Your goal: Faithfully return all lines, omitting every embedded picture.

Information shown:
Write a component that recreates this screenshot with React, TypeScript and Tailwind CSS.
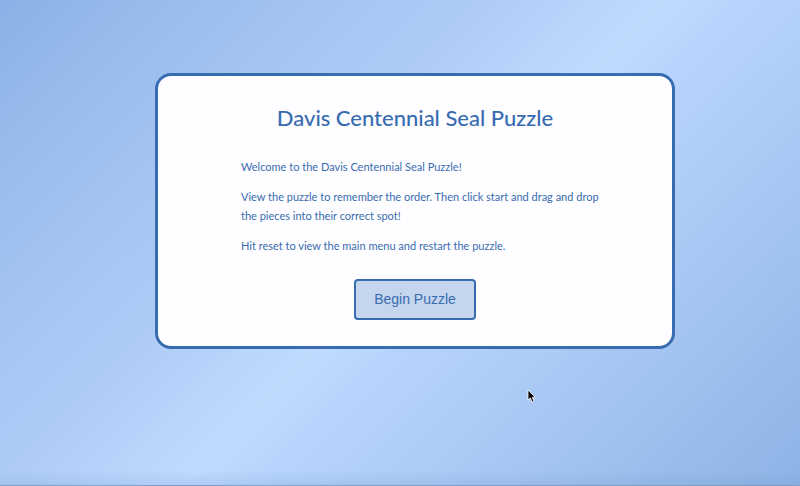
export default function App() {
  return (
    <main className="relative flex min-h-screen flex-col items-stretch bg-[linear-gradient(135deg,#8ab1e6_0%,#98bbeb_12%,#a6c6f2_27%,#adcbf5_37%,#b9d5fc_46%,#c1dbff_52%,#b7d4fc_58%,#aecdf6_68%,#a3c4f1_79%,#98bcea_89%,#8db3e6_100%)] pt-[73px] pr-[125px] pl-[155px] font-['Lato','Open_Sans',sans-serif] text-[#386cb0]">
      <section className="flex flex-col items-center rounded-2xl border-3 border-[#386cb0] bg-[#fefdff] px-6 pt-[23px] pb-[26px]">
        <h1 className="text-[22px] leading-[38px] font-medium">Davis Centennial Seal Puzzle</h1>
        <div className="mt-5 -mr-3 flex w-[360px] max-w-full flex-col gap-[11px] text-[11px] leading-[19px]">
          <p>Welcome to the Davis Centennial Seal Puzzle!</p>
          <p>View the puzzle to remember the order. Then click start and drag and drop the pieces into their correct spot!</p>
          <p>Hit reset to view the main menu and restart the puzzle.</p>
        </div>
        <button
          type="button"
          className="mt-6 rounded-sm border-2 border-[#386cb0] bg-[#c6d5ee] px-[18px] py-2 font-['Liberation_Sans',Arial,sans-serif] text-sm leading-[21px]"
        >
          Begin Puzzle
        </button>
      </section>
      <div className="pointer-events-none absolute inset-x-0 bottom-0 h-4 border-b border-[#7f9fc9] bg-linear-to-t from-[#7396c4]/20 to-transparent" />
      <svg className="pointer-events-none absolute top-[389px] left-[527px] h-[14px] w-[9px]" viewBox="0 0 9 14" aria-hidden="true">
        <path d="M1 1v10l2.3-2.1 1.8 4 1.8-.8-1.7-3.8h3L1 1Z" fill="#000" stroke="#fff" strokeWidth=".8" strokeLinejoin="round" />
      </svg>
    </main>
  );
}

Task output:
Write a component that recreates this screenshot with React, TypeScript and Tailwind CSS.
export default function App() {
  return (
    <main className="relative flex min-h-screen flex-col items-stretch bg-[linear-gradient(135deg,#8ab1e6_0%,#98bbeb_12%,#a6c6f2_27%,#adcbf5_37%,#b9d5fc_46%,#c1dbff_52%,#b7d4fc_58%,#aecdf6_68%,#a3c4f1_79%,#98bcea_89%,#8db3e6_100%)] pt-[73px] pr-[125px] pl-[155px] font-['Lato','Open_Sans',sans-serif] text-[#386cb0]">
      <section className="flex flex-col items-center rounded-2xl border-3 border-[#386cb0] bg-[#fefdff] px-6 pt-[23px] pb-[26px]">
        <h1 className="text-[22px] leading-[38px] font-medium">Davis Centennial Seal Puzzle</h1>
        <div className="mt-5 -mr-3 flex w-[360px] max-w-full flex-col gap-[11px] text-[11px] leading-[19px]">
          <p>Welcome to the Davis Centennial Seal Puzzle!</p>
          <p>View the puzzle to remember the order. Then click start and drag and drop the pieces into their correct spot!</p>
          <p>Hit reset to view the main menu and restart the puzzle.</p>
        </div>
        <button
          type="button"
          className="mt-6 rounded-sm border-2 border-[#386cb0] bg-[#c6d5ee] px-[18px] py-2 font-['Liberation_Sans',Arial,sans-serif] text-sm leading-[21px]"
        >
          Begin Puzzle
        </button>
      </section>
      <div className="pointer-events-none absolute inset-x-0 bottom-0 h-4 border-b border-[#7f9fc9] bg-linear-to-t from-[#7396c4]/20 to-transparent" />
      <svg className="pointer-events-none absolute top-[389px] left-[527px] h-[14px] w-[9px]" viewBox="0 0 9 14" aria-hidden="true">
        <path d="M1 1v10l2.3-2.1 1.8 4 1.8-.8-1.7-3.8h3L1 1Z" fill="#000" stroke="#fff" strokeWidth=".8" strokeLinejoin="round" />
      </svg>
    </main>
  );
}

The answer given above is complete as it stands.